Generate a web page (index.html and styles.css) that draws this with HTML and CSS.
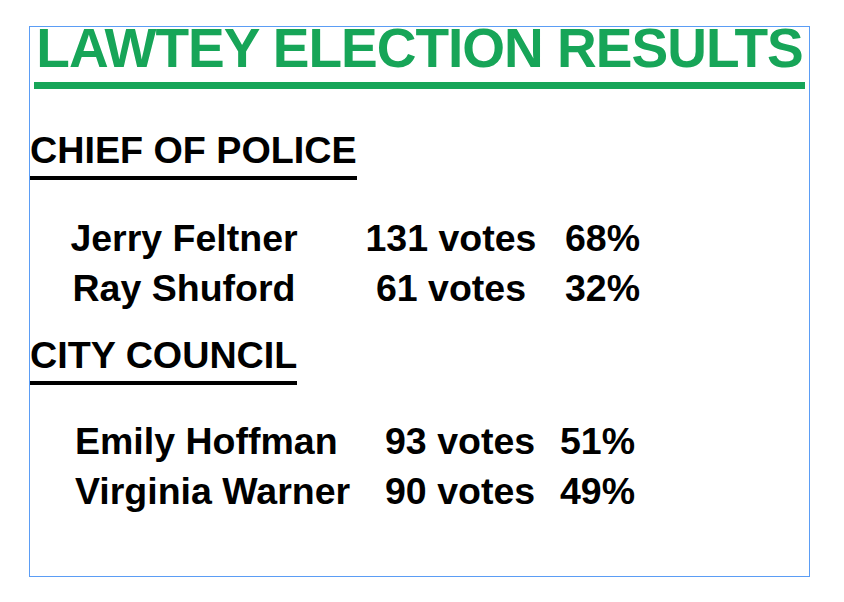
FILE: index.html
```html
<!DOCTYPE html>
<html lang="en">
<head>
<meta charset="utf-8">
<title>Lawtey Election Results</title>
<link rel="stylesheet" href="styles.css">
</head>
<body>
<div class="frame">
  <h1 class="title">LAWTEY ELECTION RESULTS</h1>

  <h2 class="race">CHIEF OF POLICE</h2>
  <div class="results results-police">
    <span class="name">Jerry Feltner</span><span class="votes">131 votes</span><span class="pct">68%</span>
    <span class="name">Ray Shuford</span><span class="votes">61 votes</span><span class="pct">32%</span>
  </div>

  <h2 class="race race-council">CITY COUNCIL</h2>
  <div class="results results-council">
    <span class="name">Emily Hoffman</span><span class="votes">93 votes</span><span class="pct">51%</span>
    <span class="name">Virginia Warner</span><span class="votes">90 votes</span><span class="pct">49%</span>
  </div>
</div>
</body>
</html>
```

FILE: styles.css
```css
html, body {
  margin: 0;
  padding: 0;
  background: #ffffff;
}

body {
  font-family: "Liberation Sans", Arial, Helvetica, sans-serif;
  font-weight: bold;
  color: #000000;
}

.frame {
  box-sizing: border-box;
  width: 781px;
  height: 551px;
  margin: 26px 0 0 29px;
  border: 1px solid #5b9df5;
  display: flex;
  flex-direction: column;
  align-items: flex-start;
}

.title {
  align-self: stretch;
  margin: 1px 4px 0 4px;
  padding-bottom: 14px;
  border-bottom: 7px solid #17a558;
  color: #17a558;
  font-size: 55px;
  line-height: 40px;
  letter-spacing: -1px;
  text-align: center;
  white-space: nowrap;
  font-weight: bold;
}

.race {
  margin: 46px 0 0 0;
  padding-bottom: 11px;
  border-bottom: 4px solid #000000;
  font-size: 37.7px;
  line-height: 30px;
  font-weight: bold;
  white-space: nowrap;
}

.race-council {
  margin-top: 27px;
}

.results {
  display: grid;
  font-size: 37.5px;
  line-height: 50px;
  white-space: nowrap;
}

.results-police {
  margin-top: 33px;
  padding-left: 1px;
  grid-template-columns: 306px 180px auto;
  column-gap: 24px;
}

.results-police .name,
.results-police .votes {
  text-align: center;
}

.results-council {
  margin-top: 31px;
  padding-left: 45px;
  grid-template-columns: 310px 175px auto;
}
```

What the exercise asks → Repeat the material above word for word, please, apart from its images.

Final answer →
Generate a web page (index.html and styles.css) that draws this with HTML and CSS.
FILE: index.html
```html
<!DOCTYPE html>
<html lang="en">
<head>
<meta charset="utf-8">
<title>Lawtey Election Results</title>
<link rel="stylesheet" href="styles.css">
</head>
<body>
<div class="frame">
  <h1 class="title">LAWTEY ELECTION RESULTS</h1>

  <h2 class="race">CHIEF OF POLICE</h2>
  <div class="results results-police">
    <span class="name">Jerry Feltner</span><span class="votes">131 votes</span><span class="pct">68%</span>
    <span class="name">Ray Shuford</span><span class="votes">61 votes</span><span class="pct">32%</span>
  </div>

  <h2 class="race race-council">CITY COUNCIL</h2>
  <div class="results results-council">
    <span class="name">Emily Hoffman</span><span class="votes">93 votes</span><span class="pct">51%</span>
    <span class="name">Virginia Warner</span><span class="votes">90 votes</span><span class="pct">49%</span>
  </div>
</div>
</body>
</html>
```

FILE: styles.css
```css
html, body {
  margin: 0;
  padding: 0;
  background: #ffffff;
}

body {
  font-family: "Liberation Sans", Arial, Helvetica, sans-serif;
  font-weight: bold;
  color: #000000;
}

.frame {
  box-sizing: border-box;
  width: 781px;
  height: 551px;
  margin: 26px 0 0 29px;
  border: 1px solid #5b9df5;
  display: flex;
  flex-direction: column;
  align-items: flex-start;
}

.title {
  align-self: stretch;
  margin: 1px 4px 0 4px;
  padding-bottom: 14px;
  border-bottom: 7px solid #17a558;
  color: #17a558;
  font-size: 55px;
  line-height: 40px;
  letter-spacing: -1px;
  text-align: center;
  white-space: nowrap;
  font-weight: bold;
}

.race {
  margin: 46px 0 0 0;
  padding-bottom: 11px;
  border-bottom: 4px solid #000000;
  font-size: 37.7px;
  line-height: 30px;
  font-weight: bold;
  white-space: nowrap;
}

.race-council {
  margin-top: 27px;
}

.results {
  display: grid;
  font-size: 37.5px;
  line-height: 50px;
  white-space: nowrap;
}

.results-police {
  margin-top: 33px;
  padding-left: 1px;
  grid-template-columns: 306px 180px auto;
  column-gap: 24px;
}

.results-police .name,
.results-police .votes {
  text-align: center;
}

.results-council {
  margin-top: 31px;
  padding-left: 45px;
  grid-template-columns: 310px 175px auto;
}
```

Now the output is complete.